In this context it is interesting to see the lectures given by Russia’s foreign minister Sergei Lavrov to the minion in Washington who plays his counterpart:
The ministers discussed current developments in Ukraine. Sergey Lavrov laid out Russia’s principled approaches in the context of the special military operation in the Donetsk People’s Republic, the Lugansk People’s Republic and Ukraine. He emphasised that its goals and tasks will be fully achieved.
Mr Lavrov said that US sanctions were aggravating the situation and that US promises to make exemptions for Russian food shipments had not materialised.
As for the potential prisoner swap between the countries, Mr Lavrov strongly advised a return to professional dialogue in the context of “quiet diplomacy” without any dubious media leaks.
Reviewing the Blinken-Lavrov call the former Indian diplomat M.K. Bhadrakumar asks:
Such conversations as yesterday’s suffer from being totally opaque. Blinken can’t even articulate the substantive issues bothering Biden —the cracks in the western unity.
Curiously, the Biden faces two crisis situations with explosive potential at the moment — in Ukraine and over Taiwan. Indeed, it is crystal clear that both have been precipitated by Washington.
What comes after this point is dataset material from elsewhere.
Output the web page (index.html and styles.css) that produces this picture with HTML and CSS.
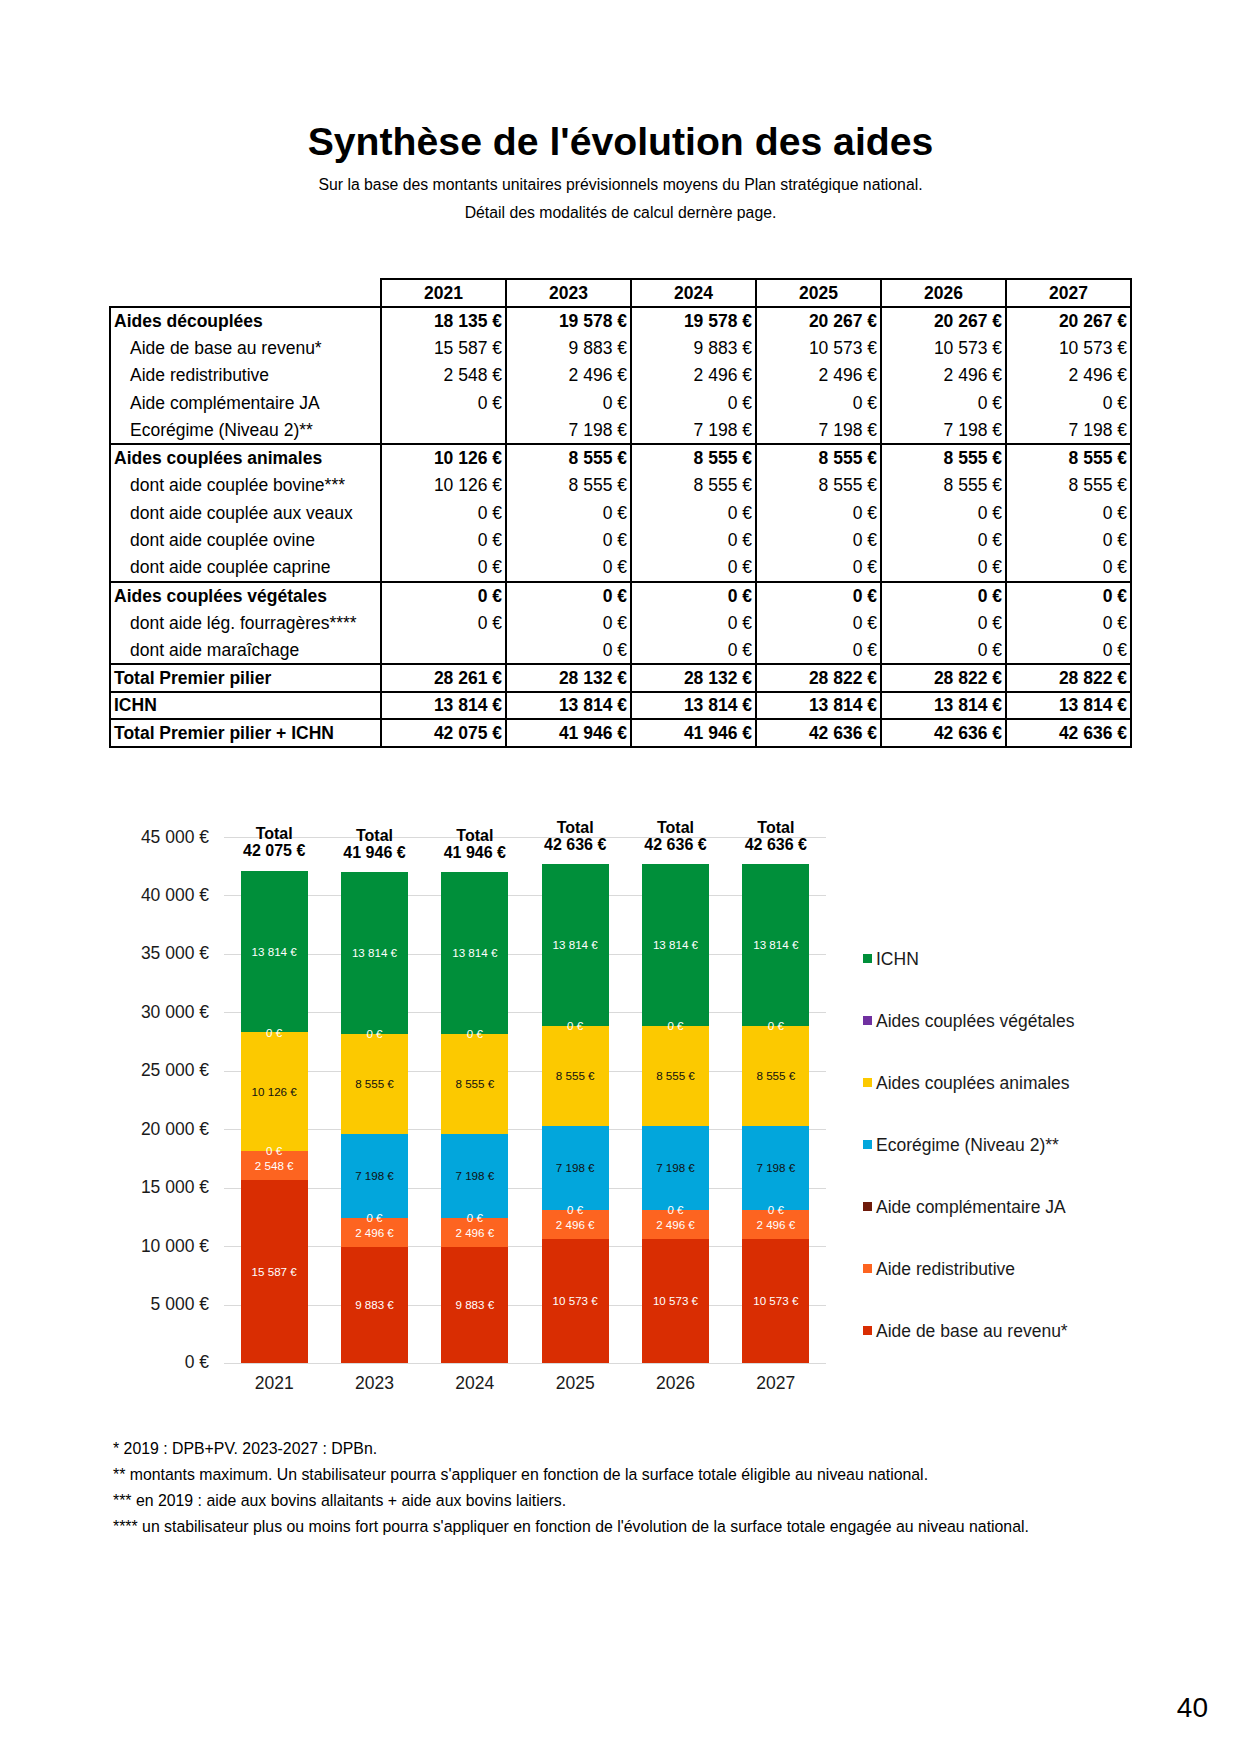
FILE: index.html
```html
<!DOCTYPE html>
<html lang="fr">
<head>
<meta charset="utf-8">
<title>Synthèse de l'évolution des aides</title>
<link rel="stylesheet" href="styles.css">
</head>
<body>
<div class="page">
  <h1 class="title">Synthèse de l'évolution des aides</h1>
  <p class="subtitle">Sur la base des montants unitaires prévisionnels moyens du Plan stratégique national.<br>Détail des modalités de calcul dernère page.</p>

  <table class="aids">
    <colgroup>
      <col class="c-label"><col><col><col><col><col><col>
    </colgroup>
    <thead>
      <tr><th class="blank"></th><th>2021</th><th>2023</th><th>2024</th><th>2025</th><th>2026</th><th>2027</th></tr>
    </thead>
    <tbody>
      <tr class="grp"><td>Aides découplées</td><td class="num">18&nbsp;135&nbsp;€</td><td class="num">19&nbsp;578&nbsp;€</td><td class="num">19&nbsp;578&nbsp;€</td><td class="num">20&nbsp;267&nbsp;€</td><td class="num">20&nbsp;267&nbsp;€</td><td class="num">20&nbsp;267&nbsp;€</td></tr>
      <tr><td class="sub">Aide de base au revenu*</td><td class="num">15&nbsp;587&nbsp;€</td><td class="num">9&nbsp;883&nbsp;€</td><td class="num">9&nbsp;883&nbsp;€</td><td class="num">10&nbsp;573&nbsp;€</td><td class="num">10&nbsp;573&nbsp;€</td><td class="num">10&nbsp;573&nbsp;€</td></tr>
      <tr><td class="sub">Aide redistributive</td><td class="num">2&nbsp;548&nbsp;€</td><td class="num">2&nbsp;496&nbsp;€</td><td class="num">2&nbsp;496&nbsp;€</td><td class="num">2&nbsp;496&nbsp;€</td><td class="num">2&nbsp;496&nbsp;€</td><td class="num">2&nbsp;496&nbsp;€</td></tr>
      <tr><td class="sub">Aide complémentaire JA</td><td class="num">0&nbsp;€</td><td class="num">0&nbsp;€</td><td class="num">0&nbsp;€</td><td class="num">0&nbsp;€</td><td class="num">0&nbsp;€</td><td class="num">0&nbsp;€</td></tr>
      <tr><td class="sub">Ecorégime (Niveau 2)**</td><td class="num"></td><td class="num">7&nbsp;198&nbsp;€</td><td class="num">7&nbsp;198&nbsp;€</td><td class="num">7&nbsp;198&nbsp;€</td><td class="num">7&nbsp;198&nbsp;€</td><td class="num">7&nbsp;198&nbsp;€</td></tr>
      <tr class="grp"><td>Aides couplées animales</td><td class="num">10&nbsp;126&nbsp;€</td><td class="num">8&nbsp;555&nbsp;€</td><td class="num">8&nbsp;555&nbsp;€</td><td class="num">8&nbsp;555&nbsp;€</td><td class="num">8&nbsp;555&nbsp;€</td><td class="num">8&nbsp;555&nbsp;€</td></tr>
      <tr><td class="sub">dont aide couplée bovine***</td><td class="num">10&nbsp;126&nbsp;€</td><td class="num">8&nbsp;555&nbsp;€</td><td class="num">8&nbsp;555&nbsp;€</td><td class="num">8&nbsp;555&nbsp;€</td><td class="num">8&nbsp;555&nbsp;€</td><td class="num">8&nbsp;555&nbsp;€</td></tr>
      <tr><td class="sub">dont aide couplée aux veaux</td><td class="num">0&nbsp;€</td><td class="num">0&nbsp;€</td><td class="num">0&nbsp;€</td><td class="num">0&nbsp;€</td><td class="num">0&nbsp;€</td><td class="num">0&nbsp;€</td></tr>
      <tr><td class="sub">dont aide couplée ovine</td><td class="num">0&nbsp;€</td><td class="num">0&nbsp;€</td><td class="num">0&nbsp;€</td><td class="num">0&nbsp;€</td><td class="num">0&nbsp;€</td><td class="num">0&nbsp;€</td></tr>
      <tr><td class="sub">dont aide couplée caprine</td><td class="num">0&nbsp;€</td><td class="num">0&nbsp;€</td><td class="num">0&nbsp;€</td><td class="num">0&nbsp;€</td><td class="num">0&nbsp;€</td><td class="num">0&nbsp;€</td></tr>
      <tr class="grp"><td>Aides couplées végétales</td><td class="num">0&nbsp;€</td><td class="num">0&nbsp;€</td><td class="num">0&nbsp;€</td><td class="num">0&nbsp;€</td><td class="num">0&nbsp;€</td><td class="num">0&nbsp;€</td></tr>
      <tr><td class="sub">dont aide lég. fourragères****</td><td class="num">0&nbsp;€</td><td class="num">0&nbsp;€</td><td class="num">0&nbsp;€</td><td class="num">0&nbsp;€</td><td class="num">0&nbsp;€</td><td class="num">0&nbsp;€</td></tr>
      <tr><td class="sub">dont aide maraîchage</td><td class="num"></td><td class="num">0&nbsp;€</td><td class="num">0&nbsp;€</td><td class="num">0&nbsp;€</td><td class="num">0&nbsp;€</td><td class="num">0&nbsp;€</td></tr>
      <tr class="grp"><td>Total Premier pilier</td><td class="num">28&nbsp;261&nbsp;€</td><td class="num">28&nbsp;132&nbsp;€</td><td class="num">28&nbsp;132&nbsp;€</td><td class="num">28&nbsp;822&nbsp;€</td><td class="num">28&nbsp;822&nbsp;€</td><td class="num">28&nbsp;822&nbsp;€</td></tr>
      <tr class="grp"><td>ICHN</td><td class="num">13&nbsp;814&nbsp;€</td><td class="num">13&nbsp;814&nbsp;€</td><td class="num">13&nbsp;814&nbsp;€</td><td class="num">13&nbsp;814&nbsp;€</td><td class="num">13&nbsp;814&nbsp;€</td><td class="num">13&nbsp;814&nbsp;€</td></tr>
      <tr class="grp last"><td>Total Premier pilier + ICHN</td><td class="num">42&nbsp;075&nbsp;€</td><td class="num">41&nbsp;946&nbsp;€</td><td class="num">41&nbsp;946&nbsp;€</td><td class="num">42&nbsp;636&nbsp;€</td><td class="num">42&nbsp;636&nbsp;€</td><td class="num">42&nbsp;636&nbsp;€</td></tr>
    </tbody>
  </table>

  <section class="chart">
    <div class="yaxis">
      <span>45 000 €</span><span>40 000 €</span><span>35 000 €</span><span>30 000 €</span><span>25 000 €</span><span>20 000 €</span><span>15 000 €</span><span>10 000 €</span><span>5 000 €</span><span>0 €</span>
    </div>
    <div class="plotcol">
      <div class="plot">
        <div class="cat">
          <div class="total">Total<br>42 075 €</div>
          <div class="stack">
            <div class="seg base" style="height:182.20px"><span>15 587 €</span></div>
            <div class="seg redis" style="height:29.78px"><span>2 548 €</span></div>
            <div class="seg ja" style="height:0px"><span>0 €</span></div>
            <div class="seg eco" style="height:0px"></div>
            <div class="seg anim" style="height:118.36px"><span>10 126 €</span></div>
            <div class="seg veg" style="height:0px"><span>0 €</span></div>
            <div class="seg ichn" style="height:161.47px"><span>13 814 €</span></div>
          </div>
        </div>
        <div class="cat">
          <div class="total">Total<br>41 946 €</div>
          <div class="stack">
            <div class="seg base" style="height:115.52px"><span>9 883 €</span></div>
            <div class="seg redis" style="height:29.18px"><span>2 496 €</span></div>
            <div class="seg ja" style="height:0px"><span>0 €</span></div>
            <div class="seg eco" style="height:84.14px"><span>7 198 €</span></div>
            <div class="seg anim" style="height:100.00px"><span>8 555 €</span></div>
            <div class="seg veg" style="height:0px"><span>0 €</span></div>
            <div class="seg ichn" style="height:161.47px"><span>13 814 €</span></div>
          </div>
        </div>
        <div class="cat">
          <div class="total">Total<br>41 946 €</div>
          <div class="stack">
            <div class="seg base" style="height:115.52px"><span>9 883 €</span></div>
            <div class="seg redis" style="height:29.18px"><span>2 496 €</span></div>
            <div class="seg ja" style="height:0px"><span>0 €</span></div>
            <div class="seg eco" style="height:84.14px"><span>7 198 €</span></div>
            <div class="seg anim" style="height:100.00px"><span>8 555 €</span></div>
            <div class="seg veg" style="height:0px"><span>0 €</span></div>
            <div class="seg ichn" style="height:161.47px"><span>13 814 €</span></div>
          </div>
        </div>
        <div class="cat">
          <div class="total">Total<br>42 636 €</div>
          <div class="stack">
            <div class="seg base" style="height:123.59px"><span>10 573 €</span></div>
            <div class="seg redis" style="height:29.18px"><span>2 496 €</span></div>
            <div class="seg ja" style="height:0px"><span>0 €</span></div>
            <div class="seg eco" style="height:84.14px"><span>7 198 €</span></div>
            <div class="seg anim" style="height:100.00px"><span>8 555 €</span></div>
            <div class="seg veg" style="height:0px"><span>0 €</span></div>
            <div class="seg ichn" style="height:161.47px"><span>13 814 €</span></div>
          </div>
        </div>
        <div class="cat">
          <div class="total">Total<br>42 636 €</div>
          <div class="stack">
            <div class="seg base" style="height:123.59px"><span>10 573 €</span></div>
            <div class="seg redis" style="height:29.18px"><span>2 496 €</span></div>
            <div class="seg ja" style="height:0px"><span>0 €</span></div>
            <div class="seg eco" style="height:84.14px"><span>7 198 €</span></div>
            <div class="seg anim" style="height:100.00px"><span>8 555 €</span></div>
            <div class="seg veg" style="height:0px"><span>0 €</span></div>
            <div class="seg ichn" style="height:161.47px"><span>13 814 €</span></div>
          </div>
        </div>
        <div class="cat">
          <div class="total">Total<br>42 636 €</div>
          <div class="stack">
            <div class="seg base" style="height:123.59px"><span>10 573 €</span></div>
            <div class="seg redis" style="height:29.18px"><span>2 496 €</span></div>
            <div class="seg ja" style="height:0px"><span>0 €</span></div>
            <div class="seg eco" style="height:84.14px"><span>7 198 €</span></div>
            <div class="seg anim" style="height:100.00px"><span>8 555 €</span></div>
            <div class="seg veg" style="height:0px"><span>0 €</span></div>
            <div class="seg ichn" style="height:161.47px"><span>13 814 €</span></div>
          </div>
        </div>
      </div>
      <div class="xaxis"><span>2021</span><span>2023</span><span>2024</span><span>2025</span><span>2026</span><span>2027</span></div>
    </div>
    <ul class="legend">
      <li class="l-ichn">ICHN</li>
      <li class="l-veg">Aides couplées végétales</li>
      <li class="l-anim">Aides couplées animales</li>
      <li class="l-eco">Ecorégime (Niveau 2)**</li>
      <li class="l-ja">Aide complémentaire JA</li>
      <li class="l-redis">Aide redistributive</li>
      <li class="l-base">Aide de base au revenu*</li>
    </ul>
  </section>

  <div class="notes">
    <p>* 2019 : DPB+PV. 2023-2027 : DPBn.</p>
    <p>** montants maximum. Un stabilisateur pourra s'appliquer en fonction de la surface totale éligible au niveau national.</p>
    <p>*** en 2019 : aide aux bovins allaitants + aide aux bovins laitiers.</p>
    <p>**** un stabilisateur plus ou moins fort pourra s'appliquer en fonction de l'évolution de la surface totale engagée au niveau national.</p>
  </div>

  <div class="pageno">40</div>
</div>
</body>
</html>
```

FILE: styles.css
```css
* { box-sizing: border-box; }
html, body { margin: 0; padding: 0; }
body {
  width: 1241px;
  height: 1755px;
  overflow: hidden;
  background: #fff;
  color: #000;
  font-family: "Liberation Sans", Arial, Helvetica, sans-serif;
}
.page { display: flex; flex-direction: column; }

.title {
  margin: 119px 0 0;
  text-align: center;
  font-size: 39.2px;
  line-height: 46px;
  font-weight: bold;
}
.subtitle {
  margin: 6px 0 0;
  text-align: center;
  font-size: 15.8px;
  line-height: 27.5px;
}

/* table */
.aids {
  margin: 52px 0 0 109px;
  border-collapse: collapse;
  table-layout: fixed;
  width: 1023px;
  font-size: 17.5px;
}
.aids col.c-label { width: 271px; }
.aids tr { height: 27.5px; }
.aids th, .aids td {
  padding: 0 3px;
  border-left: 2px solid #000;
  border-right: 2px solid #000;
  line-height: 20px;
  white-space: nowrap;
  vertical-align: middle;
}
.aids th {
  border-top: 2px solid #000;
  border-bottom: 2px solid #000;
  font-weight: bold;
  text-align: center;
}
.aids th.blank { border: none; }
.aids td.num { text-align: right; }
.aids td.sub { padding-left: 19px; }
.aids tr.grp td { border-top: 2px solid #000; font-weight: bold; }
.aids tr.last td { border-bottom: 2px solid #000; }

/* chart */
.chart {
  display: flex;
  align-items: flex-start;
  margin-top: 89px;
}
.yaxis {
  width: 100px;
  margin: -10px 0 0 109px;
  height: 546px;
  display: flex;
  flex-direction: column;
  justify-content: space-between;
  align-items: flex-end;
  font-size: 17.5px;
  line-height: 20px;
  color: #1a1a1a;
}
.plotcol { margin-left: 15px; width: 602px; }
.plot {
  height: 527px;
  padding-bottom: 1px;
  display: grid;
  grid-template-columns: repeat(6, 1fr);
  grid-template-rows: 526px;
  background-image: repeating-linear-gradient(to bottom, #d9d9d9 0px, #d9d9d9 1px, transparent 1px, transparent 58.444px);
}
.cat {
  min-height: 0;
  height: 526px;
  display: flex;
  flex-direction: column;
  justify-content: flex-end;
  align-items: center;
}
.total {
  font-weight: bold;
  font-size: 16px;
  line-height: 17px;
  text-align: center;
  margin-bottom: 11.5px;
  white-space: nowrap;
}
.stack {
  width: 67px;
  display: flex;
  flex-direction: column-reverse;
}
.seg {
  flex: none;
  display: flex;
  align-items: center;
  justify-content: center;
}
.seg span {
  position: relative;
  z-index: 1;
  font-size: 11.6px;
  line-height: 13px;
  white-space: nowrap;
  color: #fff;
}
.seg.base { background: #d92d02; }
.seg.redis { background: #fd6420; }
.seg.ja { background: #6e1a0a; }
.seg.eco { background: #02a6dc; }
.seg.anim { background: #fcc900; }
.seg.veg { background: #7030a0; }
.seg.ichn { background: #008f3a; }
.seg.eco span, .seg.anim span { color: #111; }

.xaxis {
  margin-top: 9px;
  display: grid;
  grid-template-columns: repeat(6, 1fr);
  text-align: center;
  font-size: 17.5px;
  line-height: 20px;
  color: #1a1a1a;
}

.legend {
  list-style: none;
  margin: 112px 0 0 37px;
  padding: 0;
  display: flex;
  flex-direction: column;
  gap: 42px;
  font-size: 17.5px;
  line-height: 20px;
  color: #1a1a1a;
}
.legend li { display: flex; align-items: center; white-space: nowrap; }
.legend li::before {
  content: "";
  width: 9px;
  height: 9px;
  margin-right: 4px;
  flex: none;
}
.l-ichn::before { background: #008f3a; }
.l-veg::before { background: #7030a0; }
.l-anim::before { background: #fcc900; }
.l-eco::before { background: #02a6dc; }
.l-ja::before { background: #6e1a0a; }
.l-redis::before { background: #fd6420; }
.l-base::before { background: #d92d02; }

/* notes */
.notes {
  margin: 43px 0 0 113px;
  font-size: 15.85px;
  line-height: 26px;
}
.notes p { margin: 0; }

.pageno {
  margin-top: 152px;
  padding-right: 33px;
  text-align: right;
  font-size: 28px;
  line-height: 32px;
}
```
Yet, the manner in which Biden is handling them couldn’t be anymore dissimilar.
In the case of Taiwan, Biden didn’t hesitate to call up Chinese President Xi Jinping to calm the tensions. But he has chosen a different path to communicate with President Vladimir Putin.
For sure, into the six month of the conflict in Ukraine, Biden has finally decided to bite the bullet and resume high-level contact with Moscow. But he opted to get through to Putin through his state secretary!
The problem here is, although US-China relations are tense, Biden never took it to a personal level. He never used derogatory language to spite Xi Jinping, as he did to Putin repeatedly.
Did Biden deliver on Taiwan? It is obvious that he did not. A call with him is rather useless.
The problem of a call to Moscow is not that Biden denigrated and insulted Putin. The Russian president is a professional. He doesn’t take such things personally. What he cares about is that stuff gets done, that promises once made are being held. The real problem, as the three first writers quoted above state, is that Biden has no say in pretty much anything.
Biden could prevent Nancy Pelosi’s fancy but dangerous travel to Taiwan by simply canceling her passport for national security reasons. There is supreme court sanctioned precedence for doing that. Instead he is risking a full blown military response by China.
As for Blinken – for the last two decades he has been little more than Biden’s errand-boy, a grifter with no real influence in the deep state bureaucracy. There the Victoria Nulands and other scheming neocons are running the real show. They are carrying their grandparents subjective grievances and are out to revenge those – no matter the costs.
Any president who wants to really run U.S. policies must be a hard nosed brut. He must ruthlessly fire people left and right whenever they even think about sabotaging a stated policy. This must be done down to the third and fourth level of the state department, intelligence and pentagon bureaucracies. The justice department and the internal revenue services must be used to keep congress under control. Any senator, representative or staff who tries to resist the agenda has to be publicly exposed as the utterly corrupt egoist they all are.
That would be a ‘dictatorship’?
Well, look how Xi Jinping and Vladimir Putin run their businesses, largely to the benevolence of their people. Both got reelected by their relevant constituencies.
There is no way Joe Biden will achieve that.